国連女性機関は、こうした「時代遅れで差別的な法律」が公正を阻害していると主張している。
それに加えて、家庭内暴力から逃れようとする人には、子供を失ってしまう危険性がある。
妻の方から離婚した場合、娘が11歳、息子が9歳になると、親権が元夫に移る。
ノハ・ハジクさん(31)が虐待する夫と一緒に暮らしていたのは、子供が4人いたからだ。
2月にハジクさんは夫に殺された。
「彼女の夫が彼女を縛り上げ、家に放置したので、彼女は逃げられませんでした。彼が帰ると、彼女は死んでました」と、彼女の兄であるアブデラジズさんは話した。彼は妹と同じ緑色の目をしていた。

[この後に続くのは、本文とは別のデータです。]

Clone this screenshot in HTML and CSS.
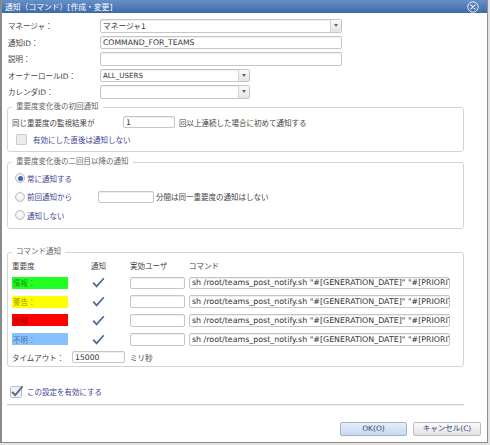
FILE: index.html
```html
<!DOCTYPE html>
<html lang="ja">
<head>
<meta charset="utf-8">
<title>通知（コマンド）[作成・変更]</title>
<link rel="stylesheet" href="styles.css">
</head>
<body>
<div class="dialog">
  <div class="titlebar">
    <span class="title">通知（コマンド）[作成・変更]</span>
    <svg class="close" width="12" height="12" viewBox="0 0 12 12"><circle cx="6" cy="6" r="5.2" fill="none" stroke="#e6eef8" stroke-width="1"/><path d="M3.8 3.8 L8.2 8.2 M8.2 3.8 L3.8 8.2" stroke="#e6eef8" stroke-width="1.2" stroke-linecap="round"/></svg>
  </div>
  <div class="body">
    <div class="form">
      <div class="row"><span class="lbl">マネージャ：</span><div class="select w-long"><span class="val">マネージャ1</span><span class="arrow"></span></div></div>
      <div class="row"><span class="lbl">通知ID：</span><div class="input w-long"><span class="val">COMMAND_FOR_TEAMS</span></div></div>
      <div class="row"><span class="lbl">説明：</span><div class="input w-long"></div></div>
      <div class="row"><span class="lbl">オーナーロールID：</span><div class="select w-mid"><span class="val small">ALL_USERS</span><span class="arrow"></span></div></div>
      <div class="row"><span class="lbl">カレンダID：</span><div class="select w-mid"><span class="val"></span><span class="arrow"></span></div></div>
    </div>

    <fieldset class="group g1">
      <legend>重要度変化後の初回通知</legend>
      <div class="line l1"><span class="l1-lbl">同じ重要度の監視結果が</span><div class="input w-count"><span class="val">1</span></div><span class="after">回以上連続した場合に初めて通知する</span></div>
      <div class="line l2"><span class="cb-disabled"></span><span class="opt">有効にした直後は通知しない</span></div>
    </fieldset>

    <fieldset class="group g2">
      <legend>重要度変化後の二回目以降の通知</legend>
      <div class="rline"><span class="radio on"></span><span class="opt">常に通知する</span></div>
      <div class="rline"><span class="radio"></span><span class="opt r-lbl">前回通知から</span><div class="input w-min"></div><span class="after">分間は同一重要度の通知はしない</span></div>
      <div class="rline"><span class="radio"></span><span class="opt">通知しない</span></div>
    </fieldset>

    <fieldset class="group g3">
      <legend>コマンド通知</legend>
      <div class="thead"><span>重要度</span><span class="c2">通知</span><span>実効ユーザ</span><span>コマンド</span></div>
      <div class="trow"><span class="sev info">情報：</span><span class="c2"><svg class="check" width="13" height="11" viewBox="0 0 13 11"><path d="M1.2 5.6 L4.6 9.4 L11.8 1.2" fill="none" stroke="#4d6b94" stroke-width="1.7"/></svg></span><div class="input w-user"></div><div class="input w-cmd"><span class="val cmd">sh /root/teams_post_notify.sh "#[GENERATION_DATE]" "#[PRIORITY]"</span></div></div>
      <div class="trow"><span class="sev warn">警告：</span><span class="c2"><svg class="check" width="13" height="11" viewBox="0 0 13 11"><path d="M1.2 5.6 L4.6 9.4 L11.8 1.2" fill="none" stroke="#4d6b94" stroke-width="1.7"/></svg></span><div class="input w-user"></div><div class="input w-cmd"><span class="val cmd">sh /root/teams_post_notify.sh "#[GENERATION_DATE]" "#[PRIORITY]"</span></div></div>
      <div class="trow"><span class="sev crit">危険：</span><span class="c2"><svg class="check" width="13" height="11" viewBox="0 0 13 11"><path d="M1.2 5.6 L4.6 9.4 L11.8 1.2" fill="none" stroke="#4d6b94" stroke-width="1.7"/></svg></span><div class="input w-user"></div><div class="input w-cmd"><span class="val cmd">sh /root/teams_post_notify.sh "#[GENERATION_DATE]" "#[PRIORITY]"</span></div></div>
      <div class="trow"><span class="sev unknown">不明：</span><span class="c2"><svg class="check" width="13" height="11" viewBox="0 0 13 11"><path d="M1.2 5.6 L4.6 9.4 L11.8 1.2" fill="none" stroke="#4d6b94" stroke-width="1.7"/></svg></span><div class="input w-user"></div><div class="input w-cmd"><span class="val cmd">sh /root/teams_post_notify.sh "#[GENERATION_DATE]" "#[PRIORITY]"</span></div></div>
      <div class="tline"><span class="to-lbl">タイムアウト：</span><div class="input w-to"><span class="val">15000</span></div><span class="after2">ミリ秒</span></div>
    </fieldset>

    <div class="enable"><svg class="cb" width="14" height="13" viewBox="0 0 14 13"><rect x="0.5" y="1.5" width="11" height="11" rx="1" fill="#f2f2f2" stroke="#bdbdbd"/><path d="M2 6.8 L5.2 10.2 L12.6 1.4" fill="none" stroke="#4d6b94" stroke-width="1.8"/></svg><span class="opt">この設定を有効にする</span></div>
    <div class="sep"></div>
  </div>
  <div class="footer">
    <button class="btn ok">OK(O)</button>
    <button class="btn cancel">キャンセル(C)</button>
  </div>
</div>
</body>
</html>
```
FILE: styles.css
```css
* { box-sizing: border-box; }
html, body { margin: 0; padding: 0; }
body {
  width: 490px;
  height: 445px;
  overflow: hidden;
  background: #e2e2e2;
  font-family: "DejaVu Sans", "Noto Sans CJK JP", sans-serif;
  font-size: 7.5px;
  color: #444;
}
.dialog {
  width: 488px;
  height: 443px;
  background: #fff;
  border: 1px solid #8e8e8e;
  border-top: 0;
  border-left: 2px solid #8a8a8a;
  display: flex;
  flex-direction: column;
}
.titlebar {
  height: 13px;
  flex: none;
  background: linear-gradient(#6690c8, #3d6aa8);
  display: flex;
  align-items: center;
  padding-left: 3px;
  color: #fff;
  font-size: 7.8px;
}
.title { white-space: nowrap; }
.close { margin-left: auto; margin-right: 8px; display: block; }

.body { padding-left: 5px; flex: none; }

.form { padding-top: 4.5px; padding-left: 1px; }
.row { height: 16.5px; display: flex; align-items: center; }
.lbl { width: 92px; white-space: nowrap; color: #444; }

.input, .select {
  height: 13.5px;
  border: 1px solid #c6c6c6;
  border-radius: 2px;
  background: #fff;
  box-shadow: inset 0 1px 1px rgba(0,0,0,0.07);
  display: flex;
  align-items: center;
  overflow: hidden;
  color: #333;
}
.val { padding-left: 2px; white-space: nowrap; flex: 1; overflow: hidden; font-size: 7.7px; }
.val.small { font-size: 7.1px; }
.val.cmd { font-size: 7.9px; }
.select .arrow {
  width: 11px;
  height: 100%;
  flex: none;
  border-left: 1px solid #d2d2d2;
  background: linear-gradient(#fbfbfb, #e4e4e4);
  display: flex;
  align-items: center;
  justify-content: center;
}
.select .arrow::after {
  content: "";
  border-left: 2.5px solid transparent;
  border-right: 2.5px solid transparent;
  border-top: 3px solid #666;
}
.w-long { width: 242px; }
.w-mid { width: 150px; }

.group {
  width: 457px;
  margin: 0;
  border: 1px solid #d4d4d4;
  border-radius: 3px;
  padding: 0 4px;
}
.group legend {
  padding: 0 4px;
  line-height: 10px;
  color: #666;
  white-space: nowrap;
}
.g1 { margin-top: 2px; padding-top: 3px; padding-bottom: 5px; }
.line { height: 14px; display: flex; align-items: center; }
.l2 { margin-top: 3px; padding-left: 4px; }
.l1-lbl { width: 111px; white-space: nowrap; }
.w-count { width: 52px; height: 12px; }
.after { margin-left: 4px; white-space: nowrap; }
.cb-disabled {
  width: 11px;
  height: 11px;
  border: 1px solid #cdcdcd;
  border-radius: 1px;
  background: #ececec;
  flex: none;
}
.l2 .opt { margin-left: 6px; }
.opt { color: #3f3f92; white-space: nowrap; }

.g2 { margin-top: 5px; padding-top: 2px; padding-bottom: 3px; }
.rline { height: 18.5px; display: flex; align-items: center; padding-left: 3px; }
.radio {
  width: 10px;
  height: 10px;
  border-radius: 50%;
  border: 1px solid #bdbdbd;
  background: radial-gradient(circle at 50% 40%, #ffffff, #e4e4e4);
  flex: none;
  display: flex;
  align-items: center;
  justify-content: center;
}
.radio.on::after {
  content: "";
  width: 5px;
  height: 5px;
  border-radius: 50%;
  background: #3867b2;
}
.rline .opt { margin-left: 2px; }
.r-lbl { width: 71px; }
.w-min { width: 56px; height: 12.5px; }
.rline .after { margin-left: 2px; }

.g3 { margin-top: 18.5px; padding-top: 2px; padding-bottom: 1.5px; }
.thead, .trow { display: grid; grid-template-columns: 56px 62px 59px 261px; align-items: center; }
.thead { height: 12px; color: #444; }
.thead span { white-space: nowrap; }
.c2 { padding-left: 24px; display: flex; align-items: center; }
.thead .c2 { padding-left: 23px; }
.trow { height: 18.8px; }
.thead + .trow { margin-top: 2.5px; }
.sev {
  height: 12px;
  padding-left: 1px;
  display: flex;
  align-items: center;
  color: rgba(0,0,0,0.45);
}
.info { background: #22ff22; }
.warn { background: #ffff00; }
.crit { background: #ff0000; }
.unknown { background: #86c2ff; }
.check { display: block; }
.w-user { width: 55px; height: 12.5px; }
.w-cmd { width: 261px; height: 12.5px; }
.tline { height: 14px; margin-top: 1.8px; display: flex; align-items: center; }
.to-lbl { width: 60px; white-space: nowrap; }
.w-to { width: 53px; height: 12px; }
.after2 { margin-left: 5px; }

.enable { height: 14px; margin-top: 18px; padding-left: 3px; display: flex; align-items: center; }
.cb { display: block; flex: none; }
.enable .opt { margin-left: 3px; }
.sep {
  width: 457px;
  margin-top: 5px;
  border-top: 1px solid #cfcfcf;
  border-bottom: 1px solid #ededed;
}

.footer {
  margin-top: 16px;
  padding-right: 6px;
  display: flex;
  justify-content: flex-end;
  gap: 6px;
}
.btn {
  height: 14px;
  width: 67px;
  padding: 0;
  border-radius: 2px;
  font-family: inherit;
  font-size: 7.5px;
  color: #35457a;
  line-height: 12px;
}
.ok {
  border: 1px solid #9fb3cc;
  background: linear-gradient(#e6eef8, #c9d9ee);
}
.cancel {
  width: 68px;
  border: 1px solid #bcbcbc;
  background: linear-gradient(#fbfbfb, #e2e2e2);
}
```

「この凶悪犯罪の5カ月後、夫に死刑判決が下されたことに私たちは満足していますが、死刑が迅速に執行されることを求めています」とアブデラジズさん(28)は話した。
ノハさんが殺されてから、ハジクさん一家はノハさんの子供に会っていない。子供たちの父親の親戚に親権が与えられたからだ。
イスラエルが主導したガザの封鎖が始まってから15年が経ち、暴力から逃れた女性たちがガザを離れるのは不可能に近い。
230万人が住むガザで、約40人の女性が2つしかない専門避難所に滞在している。
AFP通信がその一つを訪ねると、顔の片側があざだらけの女性が隅に座っていた。彼女は、子供に会えなくなる危険を冒さず、夫と復縁しようとしていた。
「ガザ地区では、法律は常に女性の味方というわけではありません」とアジザ・エルカールアウトさんは話した。彼女は、専門避難所の一つを運営する社会開発省の報道官だ。
「女性が不当に扱われているため、私たちは避難所の開設を検討しました」と彼女は付け加えた。彼女は、ガザの生活状況が悲惨なのはイスラエルの封鎖のせいだと述べた。
しかし、スレイマン・バラカさんは、そうした推論は不適当だと考えている。彼は、娘の殺害の責任の一端は当局にあると言っている。
「政府は犯罪を助長しています。まったく即断しないからです」と彼は述べた。
彼は携帯電話に手を伸ばすたびに娘のことを思い出している。その画面が映すのは、彼と2人の娘が一緒に写った写真だ。
イスタブラクさんが殺されてから1年以上が経過し、彼は、司法判断の遅れは「犯罪を助長する」だけだと警告した。